'''

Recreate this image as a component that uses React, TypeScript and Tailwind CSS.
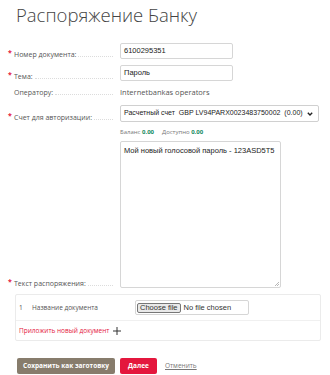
import React from 'react';

const sans = { fontFamily: '"Open Sans", "Liberation Sans", sans-serif' };
const arial = { fontFamily: '"Liberation Sans", Arial, sans-serif' };

function Label({ text, required = true }: { text: string; required?: boolean }) {
  return (
    <div className="relative flex w-[113px] shrink-0 items-end pl-[14px] text-[7px] text-[#555]">
      {required && <span className="absolute left-[8px] top-[-2px] text-[7px] font-bold text-[#e4173d]">*</span>}
      <span className="whitespace-nowrap leading-[9px]">{text}</span>
      <span className="mb-[2px] ml-[2px] flex-1 border-b border-dotted border-[#dcdcdc]" />
    </div>
  );
}

export default function App() {
  return (
    <div className="h-[375px] w-[330px] overflow-hidden bg-white" style={sans}>
      <h1 className="pl-[16px] pt-[3px] text-[18.5px] font-light leading-[24px] text-[#444]">
        Распоряжение Банку
      </h1>

      <div className="mt-[16px] flex flex-col">
        {/* Номер документа */}
        <div className="flex items-end gap-[7px]">
          <Label text="Номер документа:" />
          <div className="flex h-[16px] w-[113px] items-center rounded-[2px] border border-[#d6d6d6] px-[3px] text-[7.5px] text-[#222]" style={arial}>
            6100295351
          </div>
        </div>

        {/* Тема */}
        <div className="mt-[6px] flex items-end gap-[7px]">
          <Label text="Тема:" />
          <div className="flex h-[16px] w-[113px] items-center rounded-[2px] border border-[#d6d6d6] px-[3px] text-[7.5px] text-[#222]" style={arial}>
            Пароль
          </div>
        </div>

        {/* Оператору */}
        <div className="mt-[7px] flex items-end gap-[7px]">
          <Label text="Оператору:" required={false} />
          <span className="text-[7.5px] leading-[9px] text-[#555]">Internetbankas operators</span>
        </div>

        {/* Счет */}
        <div className="mt-[8px] flex items-end gap-[7px]">
          <Label text="Счет для авторизации:" />
          <div className="flex h-[17px] w-[199px] items-center justify-between rounded-[2px] border border-[#d0d0d0] pl-[3px] pr-[5px] text-[7px] text-[#222]" style={arial}>
            <span className="whitespace-pre">Расчетный счет  GBP LV94PARX0023483750002  (0.00)</span>
            <svg width="6" height="4" viewBox="0 0 6 4">
              <path d="M0.8 0.8 L3 3 L5.2 0.8" fill="none" stroke="#222" strokeWidth="1.4" />
            </svg>
          </div>
        </div>

        <div className="mt-[6px] pl-[120px] text-[6px] leading-[8px] text-[#777]">
          Баланс <b className="text-[#138a5e]">0.00</b>
          <span className="ml-[8px]">Доступно </span>
          <b className="text-[#138a5e]">0.00</b>
        </div>

        {/* Текст распоряжения */}
        <div className="mt-[5px] flex items-end gap-[7px]">
          <Label text="Текст распоряжения:" />
          <div className="relative h-[147px] w-[161px] rounded-[2px] border border-[#d6d6d6] px-[3px] pt-[3px] text-[7.5px] text-[#222]" style={arial}>
            Мой новый голосовой пароль - 123ASD5T5
            <svg className="absolute bottom-[1px] right-[1px]" width="5" height="5" viewBox="0 0 5 5">
              <path d="M1 5 L5 1 M3 5 L5 3" stroke="#999" strokeWidth="0.7" />
            </svg>
          </div>
        </div>
      </div>

      {/* Документы */}
      <div className="ml-[15px] mt-[6px] w-[306px] rounded-[2px] border border-[#ebebeb]">
        <div className="flex h-[26px] items-center border-b border-[#f0f0f0] pl-[3px] text-[6.5px] text-[#555]">
          <span className="w-[13px]">1</span>
          <span className="w-[103px]">Название документа</span>
          <div className="flex h-[15px] w-[114px] items-center rounded-[2px] border border-[#d6d6d6] pl-[1px] text-[7.5px] text-[#333]" style={arial}>
            <span className="rounded-[2px] border border-[#777] bg-[#e9e9e9] px-[2px] leading-[8px]">Choose file</span>
            <span className="ml-[3px]">No file chosen</span>
          </div>
        </div>
        <div className="flex h-[19px] items-center pl-[3px] text-[6.5px] text-[#e4173d]">
          Приложить новый документ
          <svg className="ml-[4px]" width="8" height="8" viewBox="0 0 8 8">
            <path d="M4 0 V8 M0 4 H8" stroke="#333" strokeWidth="1" />
          </svg>
        </div>
      </div>

      {/* Кнопки */}
      <div className="ml-[17px] mt-[17px] flex items-center">
        <button className="h-[16px] w-[98px] rounded-[2px] bg-[#877c6c] text-[6.5px] font-bold text-white">
          Сохранить как заготовку
        </button>
        <button className="ml-[5px] h-[16px] w-[37px] rounded-[2px] bg-[#e4173d] text-[6.5px] font-bold text-white">
          Далее
        </button>
        <a className="ml-[8px] text-[6.5px] text-[#777] underline">Отменить</a>
      </div>
    </div>
  );
}
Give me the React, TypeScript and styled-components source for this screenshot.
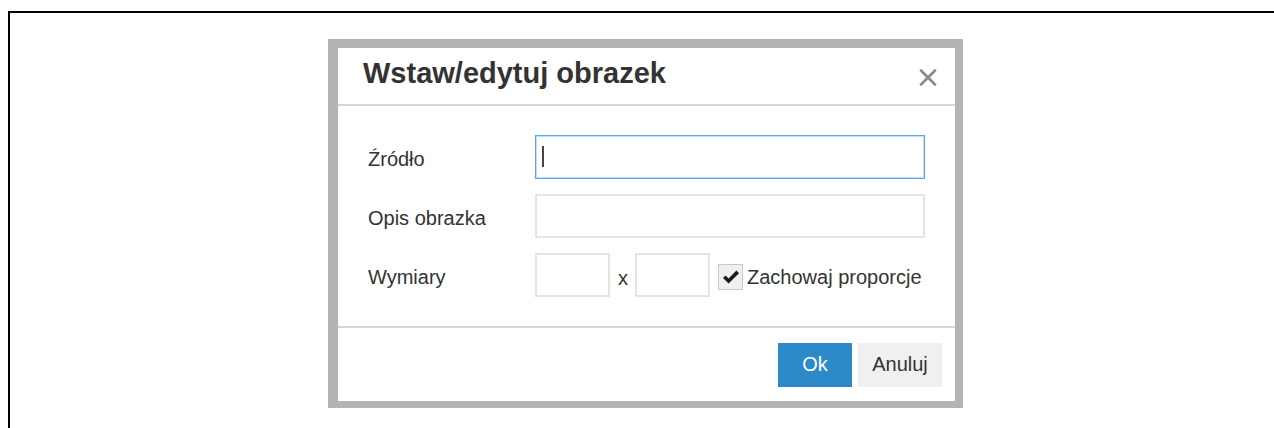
import React from "react";
import styled, { createGlobalStyle } from "styled-components";

const GlobalStyle = createGlobalStyle`
  html, body {
    margin: 0;
    padding: 0;
    background: #ffffff;
    overflow: hidden;
  }
  body {
    font-family: "Liberation Sans", Arial, sans-serif;
    color: #333333;
  }
  * { box-sizing: border-box; }
`;

const Frame = styled.div`
  margin: 11px 0 0 8px;
  height: calc(100vh - 11px);
  border-top: 2px solid #000000;
  border-left: 2px solid #000000;
  padding: 26px 0 0 318px;
`;

const Dialog = styled.div`
  width: 635px;
  height: 369px;
  background: #ffffff;
  border-style: solid;
  border-color: #b4b4b4;
  border-width: 9px 8px 7px 10px;
  display: flex;
  flex-direction: column;
`;

const Header = styled.div`
  height: 58px;
  flex: none;
  display: flex;
  align-items: flex-start;
  justify-content: space-between;
  padding: 8px 18px 0 25px;
  border-bottom: 2px solid #d6d6d6;
`;

const Title = styled.h1`
  margin: 0;
  font-size: 29px;
  line-height: 34px;
  font-weight: bold;
  color: #333333;
`;

const CloseButton = styled.button`
  margin-top: 13px;
  width: 18px;
  height: 17px;
  padding: 0;
  border: 0;
  background: transparent;
  display: flex;
  cursor: pointer;
`;

const Body = styled.div`
  flex: none;
  height: 222px;
  padding: 29px 30px 0 30px;
  display: flex;
  flex-direction: column;
  gap: 15px;
  border-bottom: 2px solid #d6d6d6;
`;

const Row = styled.div`
  display: grid;
  grid-template-columns: 167px 1fr;
  align-items: center;
  height: 44px;
`;

const Label = styled.label`
  font-size: 20px;
  color: #333333;
  padding-top: 4px;
`;

const FieldWrap = styled.div`
  position: relative;
  height: 44px;
`;

const TextField = styled.input<{ $focused?: boolean }>`
  width: 100%;
  height: 100%;
  margin: 0;
  padding: 0 8px;
  font: inherit;
  font-size: 20px;
  color: #333333;
  background: #ffffff;
  outline: none;
  border: ${(p) => (p.$focused ? "1px solid #5aa6e6" : "2px solid #e4e4e4")};
  box-shadow: ${(p) =>
    p.$focused ? "inset 0 0 0 1px rgba(120, 182, 235, 0.45)" : "none"};
`;

const Caret = styled.span`
  position: absolute;
  left: 7px;
  top: 11px;
  width: 2px;
  height: 21px;
  background: #444444;
`;

const SizeRow = styled.div`
  display: flex;
  align-items: center;
  height: 44px;
`;

const SizeField = styled.input`
  width: 75px;
  height: 44px;
  margin: 0;
  padding: 0 6px;
  font: inherit;
  font-size: 20px;
  background: #ffffff;
  outline: none;
  border: 2px solid #e4e4e4;
`;

const Times = styled.span`
  font-size: 20px;
  color: #333333;
  margin: 6px 7px 0 8px;
`;

const CheckLabel = styled.label`
  display: flex;
  align-items: center;
  margin-left: 8px;
  font-size: 20px;
  color: #333333;
  gap: 4px;
  padding-top: 4px;
  cursor: pointer;
`;

const CheckBox = styled.span`
  width: 25px;
  height: 26px;
  background: #f0f0f0;
  border: 1px solid #c8c8c8;
  display: flex;
  align-items: center;
  justify-content: center;
`;

const Footer = styled.div`
  flex: 1;
  display: flex;
  align-items: center;
  justify-content: flex-end;
  gap: 6px;
  padding: 0 13px 0 0;
`;

const Button = styled.button<{ $primary?: boolean }>`
  height: 44px;
  min-width: ${(p) => (p.$primary ? "74px" : "84px")};
  padding: 0 12px;
  border: 0;
  font-family: inherit;
  font-size: 20px;
  cursor: pointer;
  background: ${(p) => (p.$primary ? "#2d8ac9" : "#f0f0f0")};
  color: ${(p) => (p.$primary ? "#ffffff" : "#333333")};
`;

export default function App() {
  return (
    <>
      <GlobalStyle />
      <Frame>
        <Dialog role="dialog">
          <Header>
            <Title>Wstaw/edytuj obrazek</Title>
            <CloseButton aria-label="Zamknij">
              <svg width="18" height="17" viewBox="0 0 18 17">
                <path
                  d="M2 1.5 L16 15.5 M16 1.5 L2 15.5"
                  stroke="#8a8a8a"
                  strokeWidth="2.6"
                  strokeLinecap="round"
                />
              </svg>
            </CloseButton>
          </Header>
          <Body>
            <Row>
              <Label>Źródło</Label>
              <FieldWrap>
                <TextField $focused />
                <Caret />
              </FieldWrap>
            </Row>
            <Row>
              <Label>Opis obrazka</Label>
              <FieldWrap>
                <TextField />
              </FieldWrap>
            </Row>
            <Row>
              <Label>Wymiary</Label>
              <SizeRow>
                <SizeField />
                <Times>x</Times>
                <SizeField />
                <CheckLabel>
                  <CheckBox>
                    <svg width="18" height="15" viewBox="0 0 18 15">
                      <path
                        d="M1 8 L3.6 5.4 L6.6 8.4 L14.4 0.6 L17 3.2 L6.6 13.6 Z"
                        fill="#1a1a1a"
                      />
                    </svg>
                  </CheckBox>
                  Zachowaj proporcje
                </CheckLabel>
              </SizeRow>
            </Row>
          </Body>
          <Footer>
            <Button $primary>Ok</Button>
            <Button>Anuluj</Button>
          </Footer>
        </Dialog>
      </Frame>
    </>
  );
}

'''

— Short exercise —
Count the lines that hold the string "TypeScript", and reply with that number alone.

— Exercise result —
2